#### [What to produce]
Copy, from the entries below, each line where the word "index" can be found.

-------- Task input

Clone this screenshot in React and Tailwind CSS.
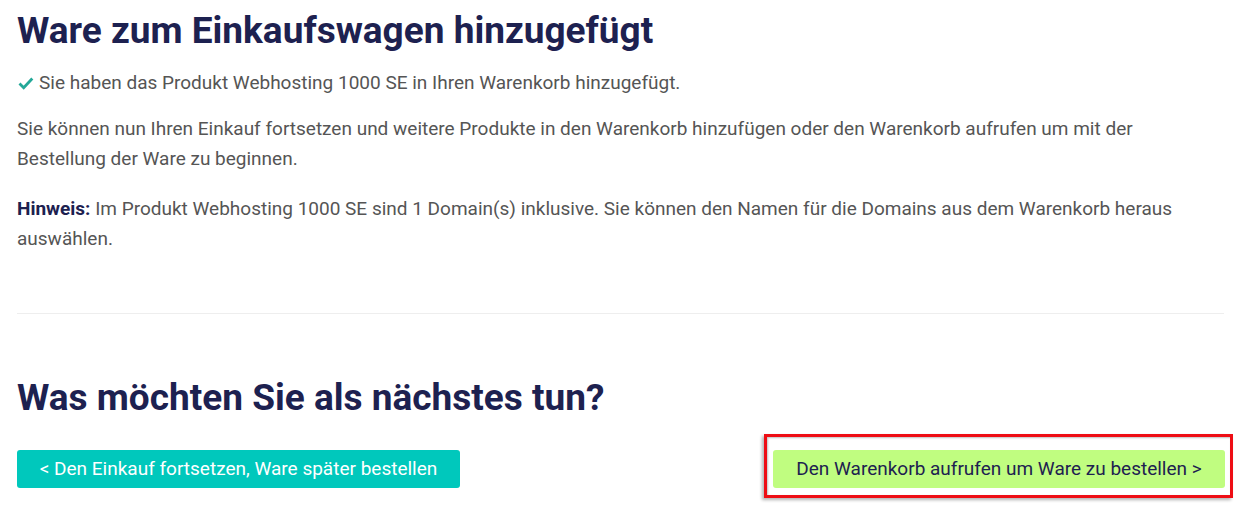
export default function App() {
  const font = { fontFamily: 'Roboto, "Open Sans", sans-serif' };
  return (
    <div className="w-[1237px] h-[507px] bg-white overflow-hidden pl-[17px] pr-[13px] pt-[7px]" style={font}>
      <h1 className="text-[37px] leading-[48px] font-bold text-[#1d2150]">Ware zum Einkaufswagen hinzugefügt</h1>
      <p className="mt-[13px] flex items-center text-[19px] leading-[30px] text-[#555]">
        <svg className="w-[16px] h-[16px] mr-[5px] ml-[1px]" viewBox="0 0 16 16"><path d="M1.5 8.5l4.2 4.2 8.6-9.2" fill="none" stroke="#23a898" strokeWidth="2.8" /></svg>
        Sie haben das Produkt Webhosting 1000 SE in Ihren Warenkorb hinzugefügt.
      </p>
      <p className="mt-[16px] text-[19px] leading-[30px] text-[#555]">
        Sie können nun Ihren Einkauf fortsetzen und weitere Produkte in den Warenkorb hinzufügen oder den Warenkorb aufrufen um mit der<br />Bestellung der Ware zu beginnen.
      </p>
      <p className="mt-[20px] text-[19px] leading-[30px] text-[#555]">
        <b className="text-[#1d2150]">Hinweis:</b> Im Produkt Webhosting 1000 SE sind 1 Domain(s) inklusive. Sie können den Namen für die Domains aus dem Warenkorb heraus<br />auswählen.
      </p>
      <div className="mt-[59px] border-t border-[#eeeeee]" />
      <h2 className="mt-[60px] text-[37px] leading-[48px] font-bold text-[#1d2150]">Was möchten Sie als nächstes tun?</h2>
      <div className="mt-[12px] flex justify-between items-start">
        <button className="mt-[16px] w-[443px] h-[38px] rounded-[3px] bg-[#00c8bc] text-white text-[19px]">&lt; Den Einkauf fortsetzen, Ware später bestellen</button>
        <div className="mr-[-9px] border-[3px] border-[#ee0d14] pl-[6px] pr-[5px] pt-[13px] pb-[7px] shadow-[-2px_2px_3px_rgba(0,0,0,0.3),inset_1px_1px_2px_rgba(0,0,0,0.25)]">
          <button className="w-[452px] h-[38px] rounded-[3px] bg-[#c0fd80] text-[#1d2150] text-[19px]">Den Warenkorb aufrufen um Ware zu bestellen &gt;</button>
        </div>
      </div>
    </div>
  );
}
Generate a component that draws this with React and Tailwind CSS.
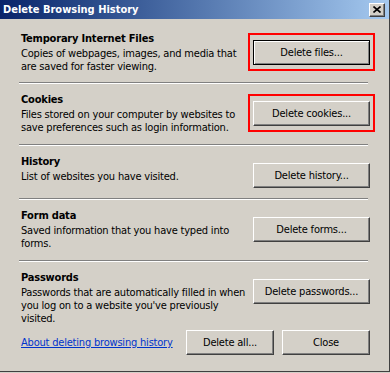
import React from "react";

const sections = [
  {
    title: "Temporary Internet Files",
    lines: ["Copies of webpages, images, and media that", "are saved for faster viewing."],
    button: "Delete files...",
    isDefault: true,
    marked: true,
    pb: "pb-[9px]",
  },
  {
    title: "Cookies",
    lines: ["Files stored on your computer by websites to", "save preferences such as login information."],
    button: "Delete cookies...",
    marked: true,
    pb: "pb-[10px]",
  },
  {
    title: "History",
    lines: ["List of websites you have visited."],
    button: "Delete history...",
    pb: "pb-[10px]",
  },
  {
    title: "Form data",
    lines: ["Saved information that you have typed into", "forms."],
    button: "Delete forms...",
    pb: "pb-[10px]",
  },
  {
    title: "Passwords",
    lines: [
      "Passwords that are automatically filled in when",
      "you log on to a website you've previously",
      "visited.",
    ],
    button: "Delete passwords...",
    pb: "pb-0",
  },
];

function WinButton({ children, isDefault, className = "" }) {
  // classic 3D button: white top-left, dark bottom-right
  return (
    <button
      type="button"
      className={`flex items-center justify-center bg-[#d4d0c8] text-black ${
        isDefault
          ? "border border-black shadow-[inset_1px_1px_0_#ffffff,inset_-1px_-1px_0_#808080]"
          : "border border-t-white border-l-white border-r-[#404040] border-b-[#404040] shadow-[inset_-1px_-1px_0_#808080]"
      } ${className}`}
    >
      {children}
    </button>
  );
}

function Section({ s, last }) {
  return (
    <>
      <div className={`flex items-start justify-between pl-[2px] ${s.pb}`}>
        <div>
          <div className="font-bold">{s.title}</div>
          <div className="mt-[2px]">
            {s.lines.map((l) => (
              <div key={l} className="whitespace-nowrap">
                {l}
              </div>
            ))}
          </div>
        </div>
        <div className="relative mt-[8px]">
          {/* red annotation box */}
          {s.marked && (
            <span className="absolute -left-[5px] -right-[5px] -top-[7px] -bottom-[6px] border-2 border-[#ff0000]" />
          )}
          <WinButton isDefault={s.isDefault} className="w-[117px] h-[25px]">
            {s.button}
          </WinButton>
        </div>
      </div>
      {!last && <div className="h-[2px] border-t border-[#808080] border-b border-b-white mr-[2px] mb-[9px]" />}
    </>
  );
}

export default function App() {
  return (
    <div className="w-[390px] h-[373px] bg-[#d4d0c8] font-['DejaVu_Sans_Condensed','DejaVu_Sans',Tahoma,sans-serif] text-[11px] leading-[13px] text-black">
      <div className="h-[372px] border-r border-b border-[#404040] flex flex-col">
        {/* Title bar */}
        <div className="h-[19px] flex items-center justify-between pl-[3px] pr-[4px] bg-gradient-to-r from-[#0a246a] to-[#a6caf0]">
          <span className="text-white font-bold">Delete Browsing History</span>
          <button
            type="button"
            className="w-[16px] h-[14px] flex items-center justify-center bg-[#d4d0c8] border border-t-white border-l-white border-r-[#404040] border-b-[#404040] shadow-[inset_-1px_-1px_0_#808080]"
          >
            <svg width="8" height="7" viewBox="0 0 8 7">
              <path d="M0.5 0.5L7.5 6.5M7.5 0.5L0.5 6.5" stroke="#000" strokeWidth="1.6" />
            </svg>
          </button>
        </div>

        <div className="flex flex-col pl-[19px] pr-[19px] pt-[13px] tracking-[-0.2px]">
          {sections.map((s, i) => (
            <Section key={s.title} s={s} last={i === sections.length - 1} />
          ))}

          <div className="flex items-center mt-[5px]">
            <a href="#" className="pl-[2px] text-[#0033cc] underline">
              About deleting browsing history
            </a>
            <div className="ml-auto flex gap-[8px]">
              <WinButton className="w-[88px] h-[25px]">Delete all...</WinButton>
              <WinButton className="w-[88px] h-[25px]">Close</WinButton>
            </div>
          </div>
        </div>
      </div>
    </div>
  );
}
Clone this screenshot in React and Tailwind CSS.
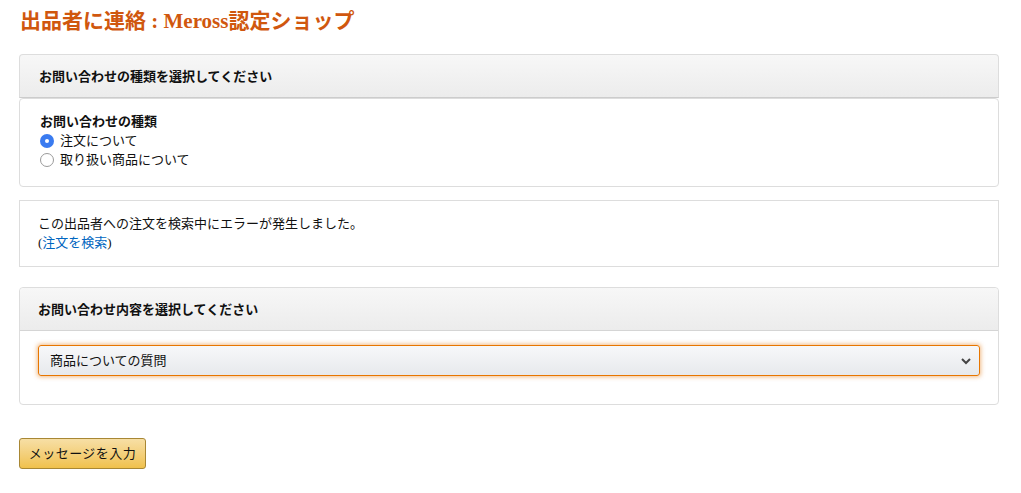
import React, { useState } from "react";

const font = { fontFamily: '"Liberation Serif", "Noto Sans CJK JP", serif' };

const Radio = ({ checked, label, onClick }) => (
  <label className="flex items-center gap-[6px] h-[19px] cursor-pointer" onClick={onClick}>
    {checked ? (
      <span className="w-[14px] h-[14px] rounded-full bg-[#3a7bf0] flex items-center justify-center">
        <span className="w-[4px] h-[4px] rounded-full bg-white" />
      </span>
    ) : (
      <span className="w-[14px] h-[14px] rounded-full border border-[#9a9a9a] bg-white" />
    )}
    <span>{label}</span>
  </label>
);

const App = () => {
  const [kind, setKind] = useState(0);

  return (
    <div className="bg-white min-h-[493px] px-[19px] pt-[6px] text-[13px] text-[#111] leading-[19px]" style={font}>
      <h1 className="text-[21px] font-bold text-[#d0570e] leading-[30px] ml-[1px]">
        出品者に連絡 : Meross認定ショップ
      </h1>

      {/* 種類 */}
      <div className="mt-[18px] w-[980px]">
        <div className="h-[44px] flex items-center px-[19px] rounded-t-[4px] border border-[#ddd] border-b-[#ccc] bg-gradient-to-b from-[#f7f7f7] to-[#ececec] font-bold">
          お問い合わせの種類を選択してください
        </div>
        <div className="border border-[#ddd] rounded-[4px] px-[20px] pt-[13px] pb-[17px]">
          <div className="font-bold">お問い合わせの種類</div>
          <Radio checked={kind === 0} label="注文について" onClick={() => setKind(0)} />
          <Radio checked={kind === 1} label="取り扱い商品について" onClick={() => setKind(1)} />
        </div>
      </div>

      {/* エラー */}
      <div className="mt-[13px] w-[980px] border border-[#ddd] px-[18px] pt-[13px] pb-[14px]">
        <div>この出品者への注文を検索中にエラーが発生しました。</div>
        <div>
          (<a href="#" className="text-[#0066c0]">注文を検索</a>)
        </div>
      </div>

      {/* 内容 */}
      <div className="mt-[20px] w-[980px] border border-[#ddd] rounded-[4px]">
        <div className="h-[43px] flex items-center px-[18px] rounded-t-[4px] border-b border-[#d5d5d5] bg-gradient-to-b from-[#f7f7f7] to-[#ececec] font-bold">
          お問い合わせ内容を選択してください
        </div>
        <div className="px-[18px] pt-[14px] pb-[28px]">
          <div className="h-[31px] flex items-center justify-between pl-[11px] pr-[7px] rounded-[3px] border border-[#e77600] shadow-[0_0_4px_1px_rgba(228,121,17,0.5)] bg-gradient-to-b from-[#f7f8fa] to-[#e7e9ec]">
            <span>商品についての質問</span>
            <svg width="12" height="12" viewBox="0 0 12 12">
              <path d="M2 4l4 4 4-4" fill="none" stroke="#444" strokeWidth="2" />
            </svg>
          </div>
        </div>
      </div>

      <button className="mt-[33px] h-[31px] w-[127px] rounded-[3px] border border-[#a88734] bg-gradient-to-b from-[#f7dfa5] to-[#f0c14b] text-[13px] text-[#111] tracking-[0.5px]" style={font}>
        メッセージを入力
      </button>
    </div>
  );
};

export default App;
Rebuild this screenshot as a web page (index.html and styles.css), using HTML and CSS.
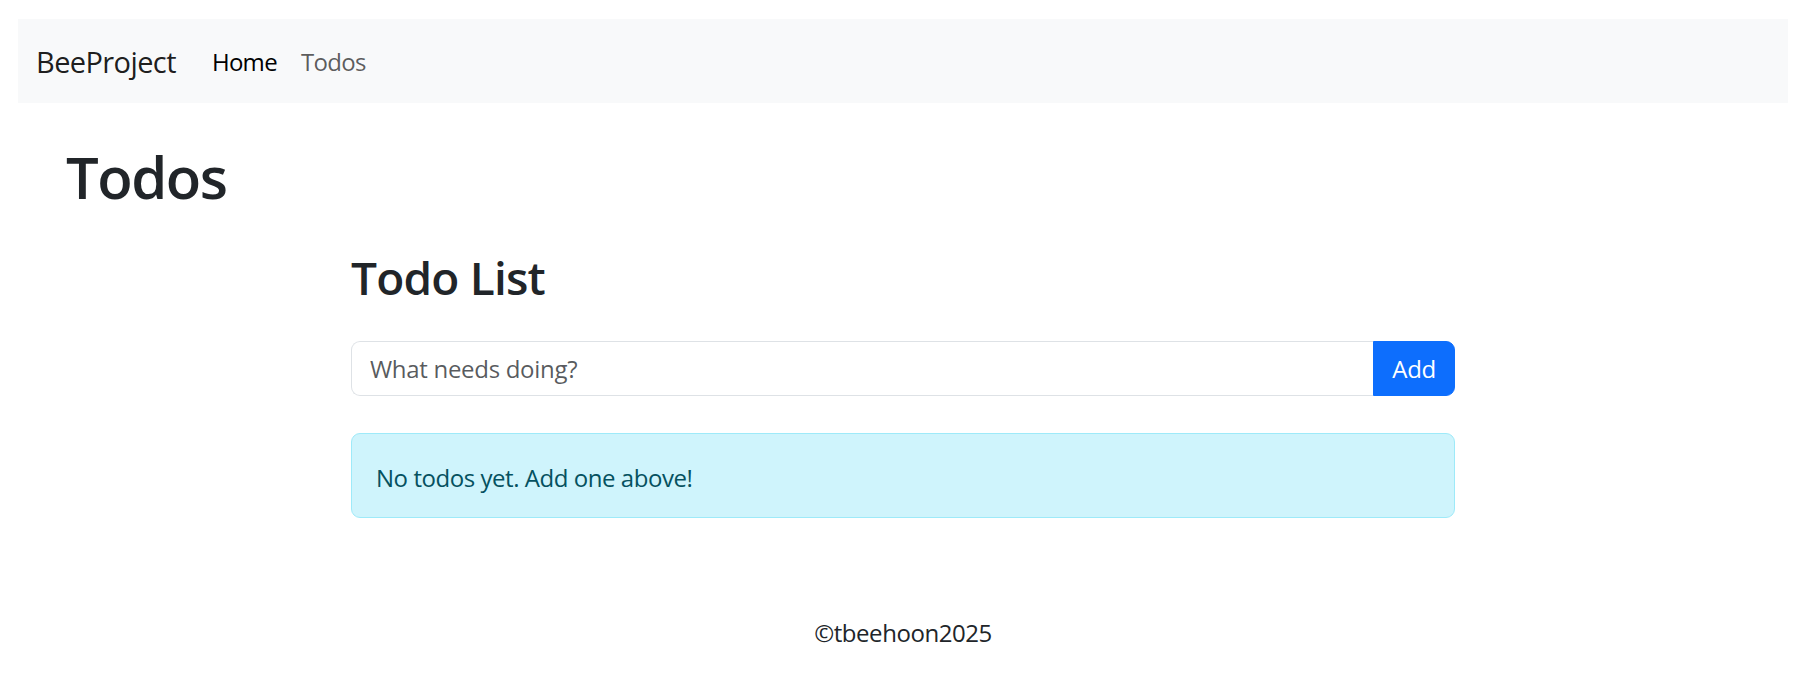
FILE: index.html
```html
<!DOCTYPE html>
<html lang="en">
<head>
<meta charset="utf-8">
<title>Todos - BeeProject</title>
<link rel="stylesheet" href="styles.css">
</head>
<body>
<div class="page">
  <nav class="navbar">
    <a class="brand" href="#">BeeProject</a>
    <ul class="nav-links">
      <li><a class="nav-link active" href="#">Home</a></li>
      <li><a class="nav-link" href="#">Todos</a></li>
    </ul>
  </nav>
  <main class="main">
    <h1 class="page-title">Todos</h1>
    <section class="todo">
      <h2 class="todo-title">Todo List</h2>
      <form class="input-group">
        <input class="todo-input" type="text" placeholder="What needs doing?">
        <button class="btn-add" type="button">Add</button>
      </form>
      <div class="alert">No todos yet. Add one above!</div>
    </section>
  </main>
  <footer class="footer">©tbeehoon2025</footer>
</div>
</body>
</html>
```
FILE: styles.css
```css
* { box-sizing: border-box; }

html, body {
  margin: 0;
  padding: 0;
  background: #ffffff;
}

body {
  font-family: "Open Sans", "Noto Sans", "Liberation Sans", sans-serif;
  font-size: 24px;
  color: #212529;
  letter-spacing: -0.45px;
}

.page {
  padding: 19px 15px 0 18px;
}

/* Navbar */
.navbar {
  display: flex;
  align-items: center;
  height: 84px;
  padding: 0 18px;
  background: #f8f9fa;
}

.brand {
  font-size: 29px;
  line-height: 45px;
  letter-spacing: -0.6px;
  color: rgba(0, 0, 0, 0.9);
  text-decoration: none;
  margin-right: 24px;
}

.nav-links {
  display: flex;
  list-style: none;
  margin: 0;
  padding: 2px 0 0 0;
}

.nav-link {
  display: block;
  padding: 0 12px;
  line-height: 36px;
  font-size: 24px;
  letter-spacing: -0.7px;
  color: rgba(0, 0, 0, 0.65);
  text-decoration: none;
}

.nav-link.active {
  color: #000000;
}

/* Main */
.page-title {
  margin: 39px 0 0 48px;
  font-size: 58px;
  line-height: 70px;
  font-weight: 600;
  letter-spacing: -1.5px;
}

.todo {
  width: 1104px;
  margin: 37px auto 0;
}

.todo-title {
  margin: 0 0 36px 0;
  font-size: 46px;
  line-height: 56px;
  font-weight: 600;
  letter-spacing: -0.8px;
}

.input-group {
  display: flex;
  margin: 0;
}

.todo-input {
  flex: 1;
  min-width: 0;
  height: 55px;
  padding: 8px 18px;
  font-family: inherit;
  font-size: 24px;
  line-height: 36px;
  letter-spacing: -0.3px;
  color: #212529;
  background: #ffffff;
  border: 1px solid #dee2e6;
  border-right: none;
  border-radius: 9px 0 0 9px;
  outline: none;
}

.todo-input::placeholder {
  color: rgba(33, 37, 41, 0.75);
}

.btn-add {
  height: 55px;
  padding: 0 18px;
  font-family: inherit;
  font-size: 24px;
  letter-spacing: -0.3px;
  color: #ffffff;
  background: #0d6efd;
  border: 1px solid #0d6efd;
  border-radius: 0 9px 9px 0;
}

.alert {
  margin-top: 37px;
  padding: 26px 24px 22px;
  line-height: 35px;
  color: #055160;
  background: #cff4fc;
  border: 1px solid #9eeaf9;
  border-radius: 9px;
}

.footer {
  margin-top: 97px;
  text-align: center;
  line-height: 36px;
}
```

----------------

#### [The answer]
Rebuild this screenshot as a web page (index.html and styles.css), using HTML and CSS.
FILE: index.html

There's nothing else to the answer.